▶ WHAT NEEDS TO BE DONE
Gather all lines in the data that hold the string "React".

▶ PROVIDED DATA
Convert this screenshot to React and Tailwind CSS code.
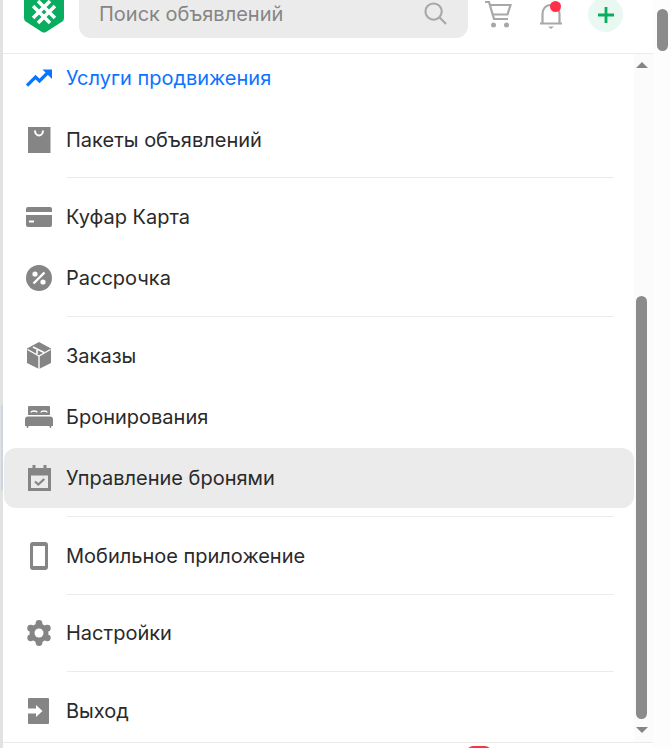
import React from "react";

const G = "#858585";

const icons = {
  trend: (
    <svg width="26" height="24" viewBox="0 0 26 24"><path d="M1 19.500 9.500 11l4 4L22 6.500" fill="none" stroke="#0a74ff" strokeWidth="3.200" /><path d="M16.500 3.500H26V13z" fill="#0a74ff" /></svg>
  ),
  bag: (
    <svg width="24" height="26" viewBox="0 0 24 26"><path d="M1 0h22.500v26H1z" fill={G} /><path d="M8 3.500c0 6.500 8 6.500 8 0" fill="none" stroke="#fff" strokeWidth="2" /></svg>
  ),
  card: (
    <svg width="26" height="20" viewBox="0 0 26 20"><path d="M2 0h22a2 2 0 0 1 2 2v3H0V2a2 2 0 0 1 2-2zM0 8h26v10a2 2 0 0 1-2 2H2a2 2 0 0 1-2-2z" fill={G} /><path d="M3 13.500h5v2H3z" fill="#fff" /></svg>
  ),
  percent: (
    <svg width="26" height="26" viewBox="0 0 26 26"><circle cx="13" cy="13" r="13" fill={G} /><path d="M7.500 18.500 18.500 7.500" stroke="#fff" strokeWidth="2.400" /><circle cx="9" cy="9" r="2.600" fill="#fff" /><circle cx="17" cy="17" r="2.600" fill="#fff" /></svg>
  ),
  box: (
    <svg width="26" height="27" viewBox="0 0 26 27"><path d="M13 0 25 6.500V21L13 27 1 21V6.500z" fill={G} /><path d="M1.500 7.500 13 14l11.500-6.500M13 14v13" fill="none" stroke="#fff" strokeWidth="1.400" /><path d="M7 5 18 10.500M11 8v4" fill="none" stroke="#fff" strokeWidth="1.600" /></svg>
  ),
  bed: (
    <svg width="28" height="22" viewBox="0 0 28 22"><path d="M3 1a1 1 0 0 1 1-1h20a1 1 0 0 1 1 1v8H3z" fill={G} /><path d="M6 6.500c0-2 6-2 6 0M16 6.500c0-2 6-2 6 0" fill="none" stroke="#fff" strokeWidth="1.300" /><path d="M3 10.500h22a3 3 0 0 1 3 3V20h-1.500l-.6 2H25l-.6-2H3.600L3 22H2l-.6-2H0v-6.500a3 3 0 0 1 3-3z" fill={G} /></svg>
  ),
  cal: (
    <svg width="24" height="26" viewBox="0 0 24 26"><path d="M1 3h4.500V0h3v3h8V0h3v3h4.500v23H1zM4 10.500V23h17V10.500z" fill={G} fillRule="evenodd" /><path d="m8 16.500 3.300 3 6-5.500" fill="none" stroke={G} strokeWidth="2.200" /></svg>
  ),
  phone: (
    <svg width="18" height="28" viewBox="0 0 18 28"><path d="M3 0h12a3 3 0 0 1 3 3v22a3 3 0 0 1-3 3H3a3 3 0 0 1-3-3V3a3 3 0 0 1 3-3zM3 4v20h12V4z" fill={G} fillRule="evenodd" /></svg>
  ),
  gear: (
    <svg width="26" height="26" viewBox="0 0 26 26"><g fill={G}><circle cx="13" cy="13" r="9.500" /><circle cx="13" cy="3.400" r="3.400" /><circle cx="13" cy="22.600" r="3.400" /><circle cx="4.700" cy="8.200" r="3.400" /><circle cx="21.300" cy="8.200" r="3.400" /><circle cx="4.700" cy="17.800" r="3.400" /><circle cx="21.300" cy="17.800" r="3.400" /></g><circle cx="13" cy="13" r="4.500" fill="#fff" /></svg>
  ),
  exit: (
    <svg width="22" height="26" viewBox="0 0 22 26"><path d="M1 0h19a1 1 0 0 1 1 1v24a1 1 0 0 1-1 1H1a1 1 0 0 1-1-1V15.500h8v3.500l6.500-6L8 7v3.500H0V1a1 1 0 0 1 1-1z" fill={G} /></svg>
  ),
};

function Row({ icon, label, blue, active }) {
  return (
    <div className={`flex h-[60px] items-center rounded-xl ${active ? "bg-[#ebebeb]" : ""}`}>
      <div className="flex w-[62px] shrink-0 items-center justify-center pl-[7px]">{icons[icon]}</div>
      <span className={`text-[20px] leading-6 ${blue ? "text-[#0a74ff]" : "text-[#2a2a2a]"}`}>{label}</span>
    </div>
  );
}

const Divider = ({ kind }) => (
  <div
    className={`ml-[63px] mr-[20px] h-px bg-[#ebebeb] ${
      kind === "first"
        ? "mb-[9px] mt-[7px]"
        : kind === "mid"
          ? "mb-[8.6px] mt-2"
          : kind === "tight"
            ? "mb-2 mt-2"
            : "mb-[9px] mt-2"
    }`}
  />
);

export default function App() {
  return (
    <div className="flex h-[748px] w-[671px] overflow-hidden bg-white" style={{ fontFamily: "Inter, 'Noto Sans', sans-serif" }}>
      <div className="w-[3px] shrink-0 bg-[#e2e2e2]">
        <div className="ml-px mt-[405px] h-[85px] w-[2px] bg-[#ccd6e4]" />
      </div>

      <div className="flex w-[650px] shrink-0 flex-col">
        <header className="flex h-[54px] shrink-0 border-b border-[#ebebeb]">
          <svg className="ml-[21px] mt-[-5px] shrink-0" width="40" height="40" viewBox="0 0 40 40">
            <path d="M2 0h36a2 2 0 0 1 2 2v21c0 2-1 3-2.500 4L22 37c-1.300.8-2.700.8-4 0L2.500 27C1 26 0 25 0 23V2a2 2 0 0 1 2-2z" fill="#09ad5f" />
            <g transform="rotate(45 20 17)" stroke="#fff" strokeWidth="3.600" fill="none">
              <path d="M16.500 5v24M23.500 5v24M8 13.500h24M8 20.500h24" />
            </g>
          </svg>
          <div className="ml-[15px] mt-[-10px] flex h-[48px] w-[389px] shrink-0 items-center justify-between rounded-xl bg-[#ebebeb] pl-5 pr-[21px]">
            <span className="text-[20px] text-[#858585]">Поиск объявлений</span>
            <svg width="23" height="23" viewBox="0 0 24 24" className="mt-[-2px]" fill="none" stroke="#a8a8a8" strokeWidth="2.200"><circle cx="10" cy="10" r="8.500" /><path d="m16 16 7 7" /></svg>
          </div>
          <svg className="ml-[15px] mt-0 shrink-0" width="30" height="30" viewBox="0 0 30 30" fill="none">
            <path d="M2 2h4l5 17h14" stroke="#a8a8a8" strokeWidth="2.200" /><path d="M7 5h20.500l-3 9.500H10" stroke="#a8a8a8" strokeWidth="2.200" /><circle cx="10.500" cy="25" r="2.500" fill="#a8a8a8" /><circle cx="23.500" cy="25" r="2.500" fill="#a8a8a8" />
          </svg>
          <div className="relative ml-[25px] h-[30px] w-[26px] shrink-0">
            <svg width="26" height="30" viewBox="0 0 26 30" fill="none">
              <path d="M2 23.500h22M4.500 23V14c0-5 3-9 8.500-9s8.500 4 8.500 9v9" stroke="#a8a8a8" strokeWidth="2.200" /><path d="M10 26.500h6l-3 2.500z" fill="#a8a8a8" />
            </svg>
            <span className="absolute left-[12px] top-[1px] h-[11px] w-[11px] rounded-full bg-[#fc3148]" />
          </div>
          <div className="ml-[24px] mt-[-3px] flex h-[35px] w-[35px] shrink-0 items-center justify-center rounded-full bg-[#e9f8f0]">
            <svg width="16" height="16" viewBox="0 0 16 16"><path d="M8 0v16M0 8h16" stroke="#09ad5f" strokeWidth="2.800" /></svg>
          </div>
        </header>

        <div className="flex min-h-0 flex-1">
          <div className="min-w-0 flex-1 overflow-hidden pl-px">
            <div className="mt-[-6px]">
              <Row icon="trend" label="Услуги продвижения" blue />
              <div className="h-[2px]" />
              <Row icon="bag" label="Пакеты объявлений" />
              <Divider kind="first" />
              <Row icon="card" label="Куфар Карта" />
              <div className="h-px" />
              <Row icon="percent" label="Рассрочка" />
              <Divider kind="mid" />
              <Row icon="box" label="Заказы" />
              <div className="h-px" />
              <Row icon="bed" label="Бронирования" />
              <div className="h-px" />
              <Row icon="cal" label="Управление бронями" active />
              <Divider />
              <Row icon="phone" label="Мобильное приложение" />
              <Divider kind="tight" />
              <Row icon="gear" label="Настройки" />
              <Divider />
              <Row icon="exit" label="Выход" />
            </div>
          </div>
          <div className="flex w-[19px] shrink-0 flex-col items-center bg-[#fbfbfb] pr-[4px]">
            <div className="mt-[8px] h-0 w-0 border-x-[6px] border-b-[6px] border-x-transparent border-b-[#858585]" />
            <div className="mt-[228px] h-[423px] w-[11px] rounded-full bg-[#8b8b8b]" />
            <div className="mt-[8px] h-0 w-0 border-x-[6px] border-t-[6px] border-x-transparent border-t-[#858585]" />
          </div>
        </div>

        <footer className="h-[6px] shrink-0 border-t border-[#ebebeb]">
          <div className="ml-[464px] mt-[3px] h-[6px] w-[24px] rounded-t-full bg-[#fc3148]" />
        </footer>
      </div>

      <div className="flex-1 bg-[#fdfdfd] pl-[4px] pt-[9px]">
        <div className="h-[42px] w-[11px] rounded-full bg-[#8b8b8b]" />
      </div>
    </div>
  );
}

▶ OUTPUT BELOW
Convert this screenshot to React and Tailwind CSS code.
import React from "react";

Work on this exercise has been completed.